Already feeling twitchy about the incubation stage? This is the part we typically find hard. Do you know that letting it go for a while will drive you up the wall causing additional anxiety and stress? Here’s where mindfulness comes in. Employ mindful breathing to relax you and bring the anxiety down a notch or try mindful walking, mindful painting or a mindful run to manage the very necessary stage of incubation which requires you taking a step back.

Illumination: The moment where the light has dawned upon your idea and it presents itself in all of it’s glory. Your unconscious has done the work and hey, what do you know? it’s an Aha! moment. This is the work of the salience network (SN), first identified by Greicius and Seeley in 2007. The SN has prepped your brain for action by analysing and sifting through everything you produced in the preparation stage. It joins the dots even when you’re resting to produce the birth of an idea, a moment of realisation. Or as Seeley described it’s role “To try to detect and respond to salient challenges.”

How can mindfulness help?

The practice of mindfulness develops awareness. If you miss out the second stage or your mind is cluttered and noisy you may miss the Aha! stage. Practising mindfulness on a regular basis will allow you to slow down and quieten the chaos, to slice through the mental clutter, allowing you to bring awareness to illumination and spot that nugget when it surfaces.

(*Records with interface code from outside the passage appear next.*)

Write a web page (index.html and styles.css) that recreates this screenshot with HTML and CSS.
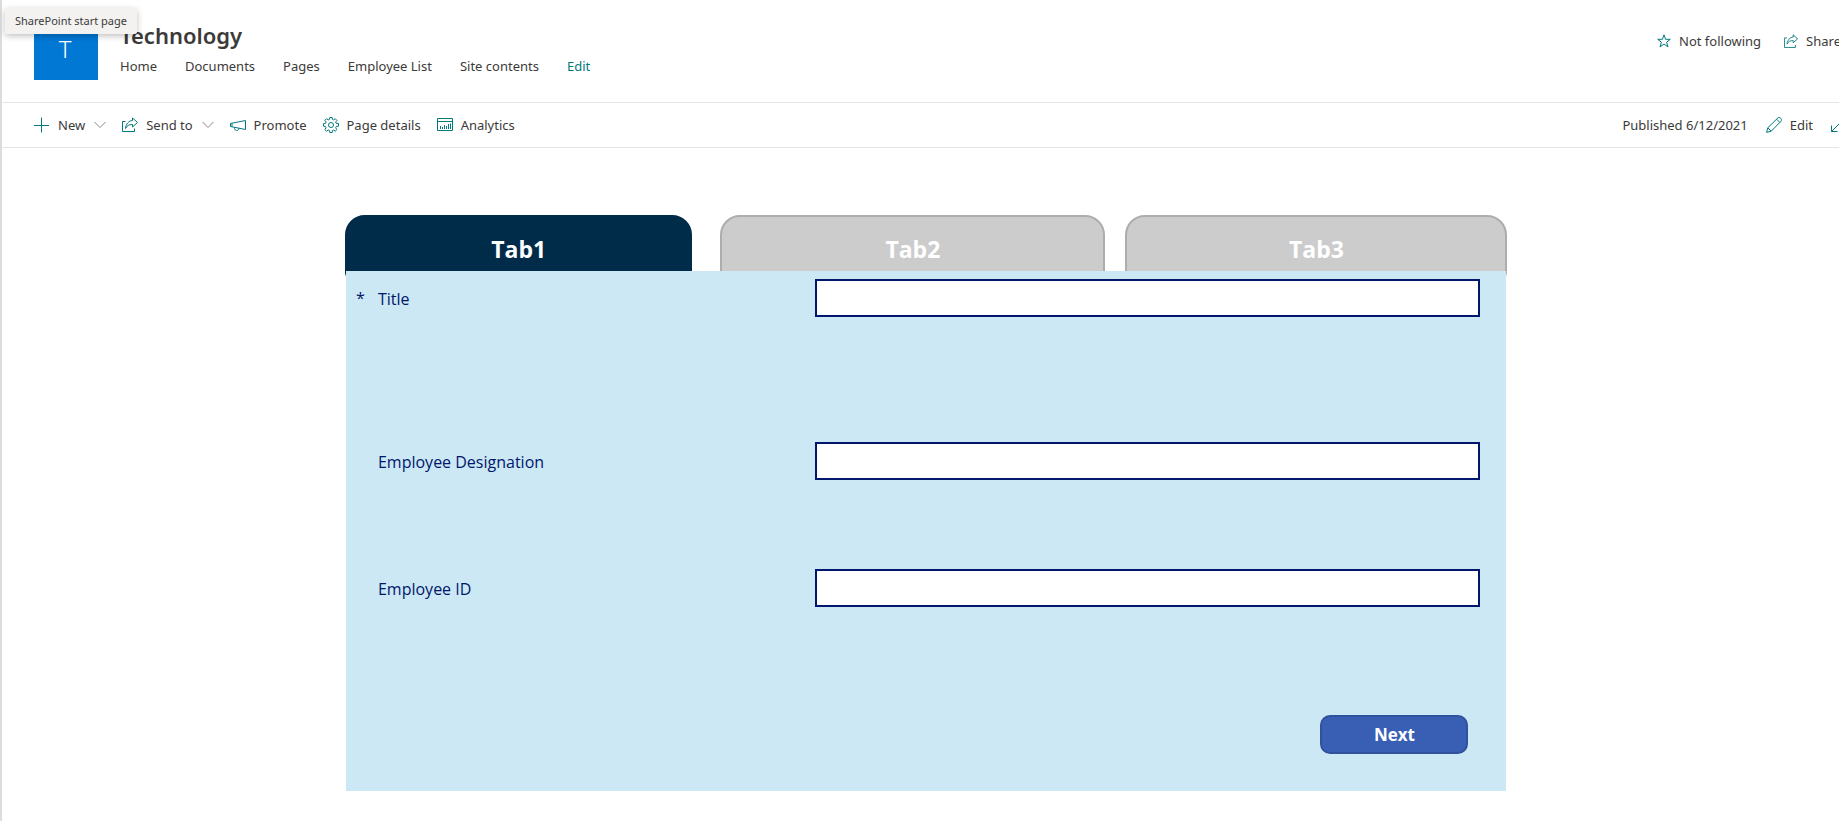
FILE: index.html
```html
<!DOCTYPE html>
<html lang="en">
<head>
    <meta charset="UTF-8">
    <meta name="viewport" content="width=device-width, initial-scale=1.0">
    <title>Technology</title>
    <link rel="stylesheet" href="styles.css">
</head>
<body>
    <div class="tooltip" role="tooltip">SharePoint start page</div>

    <header class="site-header">
        <a class="site-logo" href="#" aria-label="Technology home">T</a>
        <div class="site-info">
            <h1 class="site-title">Technology</h1>
            <nav class="site-nav">
                <a href="#">Home</a>
                <a href="#">Documents</a>
                <a href="#">Pages</a>
                <a href="#">Employee List</a>
                <a href="#">Site contents</a>
                <a href="#" class="nav-edit">Edit</a>
            </nav>
        </div>
        <div class="site-actions">
            <button type="button">
                <svg class="icon-small" viewBox="0 0 14 14"><path d="M7 .8l1.600 4.500h4.700l-3.700 2.900 1.400 4.700L7 10.100l-4 2.800 1.400-4.700L.7 5.300h4.700z"/></svg>
                Not following
            </button>
            <button type="button">
                <svg class="icon-small" viewBox="0 0 16 16"><path d="M3.500 4.500h-3v11h12.500v-3"/><path d="M10.500 1l5 4.500-5 4.500V7.500C7 7.500 5 8.500 3.500 11.500 4 7 6.500 3.800 10.500 3.500z"/></svg>
                Share
            </button>
        </div>
    </header>

    <div class="command-bar">
        <div class="commands">
            <button type="button">
                <svg class="icon" viewBox="0 0 16 16"><path d="M7.500 .5v15M0 8.500h15"/></svg>
                New
                <svg class="chevron" viewBox="0 0 12 8"><path d="M.5 1L6 6.500 11.500 1"/></svg>
            </button>
            <button type="button">
                <svg class="icon" viewBox="0 0 16 16"><path d="M3.500 4.500h-3v10h12v-3"/><path d="M10.500 1l5 4.500-5 4.500V7.500C7 7.500 5 8.500 3.500 11.500 4 7 6.500 3.800 10.500 3.500z"/></svg>
                Send to
                <svg class="chevron" viewBox="0 0 12 8"><path d="M.5 1L6 6.500 11.500 1"/></svg>
            </button>
            <button type="button">
                <svg class="icon" viewBox="0 0 16 16"><path d="M15.500 3.500v9L.5 9.500v-3z"/><path d="M4.500 10.300v1c0 2.600 4 3 4.300.5v-.7M2 6.300v3.400"/></svg>
                Promote
            </button>
            <button type="button">
                <svg class="icon" viewBox="0 0 16 16"><path d="M6.800.5h2.400l.3 1.900 1.100.5 1.600-1.200 1.700 1.700-1.200 1.600.5 1.300 2.300.3v2.600l-2.300.3-.5 1.300 1.200 1.700-1.700 1.700-1.600-1.200-1.100.5-.3 2H6.800l-.3-2-1.300-.5-1.600 1.200-1.700-1.700 1.200-1.700-.5-1.300-2.100-.3V6.600l2.100-.3.5-1.300-1.200-1.600 1.700-1.700 1.600 1.200 1.300-.5z"/><circle cx="8" cy="8" r="2.500"/></svg>
                Page details
            </button>
            <button type="button">
                <svg class="icon" viewBox="0 0 16 16"><path d="M.5 1.500h15v12H.5zM.5 4.500h15M3.500 12V9M5.500 12v-2M7.500 12V8M9.500 12V9M11.500 12V7M13.500 12V6.500"/></svg>
                Analytics
            </button>
        </div>
        <div class="page-status">
            <span>Published 6/12/2021</span>
            <button type="button">
                <svg class="icon" viewBox="0 0 16 16"><path d="M.6 15.400l1.200-4.600L11.900.9c1.700-1.500 4.600 1.300 3.200 3.200L5.200 14.200zM1.800 10.800l3.400 3.400M10.600 2.200l3.200 3.200"/></svg>
                Edit
            </button>
            <button type="button" aria-label="Expand content">
                <svg class="icon" viewBox="0 0 16 16"><path d="M.5 8.500v6h6M.5 14.500l14-14M8.500.5h6v6"/></svg>
            </button>
        </div>
    </div>

    <main class="content">
        <div class="tabs" role="tablist">
            <button type="button" class="tab tab-first active" role="tab" aria-selected="true">Tab1</button>
            <button type="button" class="tab tab-second" role="tab" aria-selected="false">Tab2</button>
            <button type="button" class="tab tab-third" role="tab" aria-selected="false">Tab3</button>
        </div>
        <form class="panel">
            <div class="field field-title">
                <span class="required">*</span>
                <label for="title">Title</label>
                <input type="text" id="title" required>
            </div>
            <div class="field field-designation">
                <span></span>
                <label for="designation">Employee Designation</label>
                <input type="text" id="designation">
            </div>
            <div class="field field-id">
                <span></span>
                <label for="employee-id">Employee ID</label>
                <input type="text" id="employee-id">
            </div>
            <div class="panel-footer">
                <button type="button" class="next">Next</button>
            </div>
        </form>
    </main>
</body>
</html>
```
FILE: styles.css
```css
:root{
    --teal: #03787c;
    --text: #3b3a39;
    --line: #e6e5e4;
    --navy: #00176b;
    --tab-active: #002b49;
    --panel: #cce8f5;
}

*{
    box-sizing: border-box;
}

body{
    margin: 0;
    min-height: 100vh;
    border-left: 2px solid #dddcdd;
    overflow-x: hidden;
    background-color: #fff;
    color: var(--text);
    font-family: "Noto Sans", "Open Sans", sans-serif;
    font-size: 13px;
    line-height: 20px;
}

button{
    display: flex;
    align-items: center;
    padding: 0;
    border: 0;
    background: none;
    color: inherit;
    font: inherit;
    white-space: nowrap;
}

svg{
    flex: none;
    fill: none;
    stroke: var(--teal);
}

.icon{
    width: 16px;
    height: 16px;
    margin-right: 8px;
}

.icon-small{
    width: 14px;
    height: 14px;
    margin-right: 8px;
}

.chevron{
    width: 12px;
    height: 8px;
    margin-left: 9px;
    stroke: #8a8886;
}

.tooltip{
    position: absolute;
    top: 8px;
    left: 5px;
    z-index: 1;
    padding: 4px 10px;
    border-radius: 2px;
    background-color: #f3f2f1;
    box-shadow: 0 2px 6px rgba(0, 0, 0, .25);
    font-size: 11px;
    line-height: 18px;
}

/* Site header */
.site-header{
    display: flex;
    height: 103px;
    padding: 16px 0 0 32px;
    border-bottom: 1px solid var(--line);
}

.site-logo{
    flex: none;
    width: 64px;
    height: 64px;
    padding-right: 2px;
    background-color: #0078d4;
    color: #fff;
    font-size: 24px;
    font-weight: 300;
    line-height: 66px;
    text-align: center;
    text-decoration: none;
}

.site-info{
    margin-left: 22px;
}

.site-title{
    margin: 4px 0 6px;
    font-size: 22px;
    font-weight: 600;
    line-height: 30px;
}

.site-nav{
    display: flex;
    gap: 28px;
}

.site-nav a{
    color: inherit;
    text-decoration: none;
    white-space: nowrap;
}

.site-nav .nav-edit{
    color: var(--teal);
}

.site-actions{
    display: flex;
    align-items: center;
    gap: 23px;
    height: 50px;
    margin-left: auto;
    margin-right: -2px;
}

/* Command bar */
.command-bar{
    display: flex;
    justify-content: space-between;
    height: 45px;
    padding-left: 32px;
    border-bottom: 1px solid var(--line);
}

.commands, .page-status{
    display: flex;
    align-items: center;
    gap: 16px;
}

.page-status{
    gap: 18px;
    margin-right: -16px;
}

/* Tabs and form */
.content{
    padding: 67px 18.05% 30px 18.67%;
    font-family: "Open Sans", "Noto Sans", sans-serif;
}

.tabs{
    display: flex;
}

.tab{
    justify-content: center;
    height: 64px;
    padding-top: 4px;
    border: 2px solid #adadad;
    border-radius: 20px 20px 6px 6px;
    background-color: #ccc;
    color: #fff;
    font-size: 23px;
    font-weight: 700;
}

.tab-first{
    flex: 347 0 0;
    margin-right: 28px;
}

.tab-second{
    flex: 385 0 0;
    margin-right: 20px;
}

.tab-third{
    flex: 382 0 0;
}

.tab.active{
    border-color: var(--tab-active);
    background-color: var(--tab-active);
}

.panel{
    position: relative;
    margin: -8px 1px 0;
    padding: 8px 26px 37px 10px;
    background-color: var(--panel);
    color: var(--navy);
    font-size: 16px;
}

.field{
    display: grid;
    grid-template-columns: 22px 437fr 665fr;
    align-items: center;
}

.field label{
    padding-top: 2px;
}

.field-title{
    margin-bottom: 125px;
}

.field-designation{
    margin-bottom: 89px;
}

.field-id{
    margin-bottom: 108px;
}

.field input{
    width: 100%;
    height: 38px;
    padding: 0 10px;
    border: 2px solid var(--navy);
    border-radius: 0;
    background-color: #fff;
    font: inherit;
}

.panel-footer{
    display: flex;
    justify-content: flex-end;
    padding-right: 12px;
}

.next{
    justify-content: center;
    width: 148px;
    height: 39px;
    border: 2px solid #30529b;
    border-radius: 10px;
    background-color: #385fb3;
    color: #fff;
    font-size: 17px;
    font-weight: 700;
}
```
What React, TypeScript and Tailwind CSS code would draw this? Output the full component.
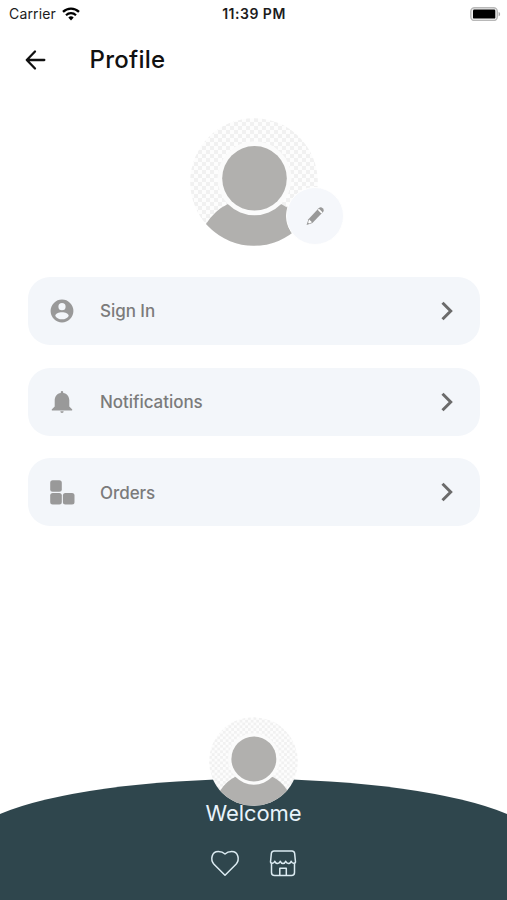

Verification: The stage requiring convergent thinking. This thinking is all about finding the most appropriate solution using strategy and logic. Creativity requires the presence of divergent and creative thinking. We can’t have one without the other to innovate. Convergent thinking culminates in one answer. This is the part where you begin to standardise your idea into something that can be utilised. It requires cognitive control and the use of attentional networks (the dorsal and ventral attention systems identified as two distinct systems by Corbetta & schulman, 2002).

How can mindfulness help?

This is the crucible of your creativity, finding a solution to make it real. Will you succeed first time with each idea? probably not. It’s trial and error. Try not to get disheartened when ideas don’t work out first time. This stage is about trial and error, failing your way to success without becoming demotivated. Mediate regularly during this stage, focusing your attention and aiding convergent thinking. It’s important not to beat yourself up and compassion meditation can help to hush your inner critic, minimise self critical distractions and move you into a state of flow for optimum performance.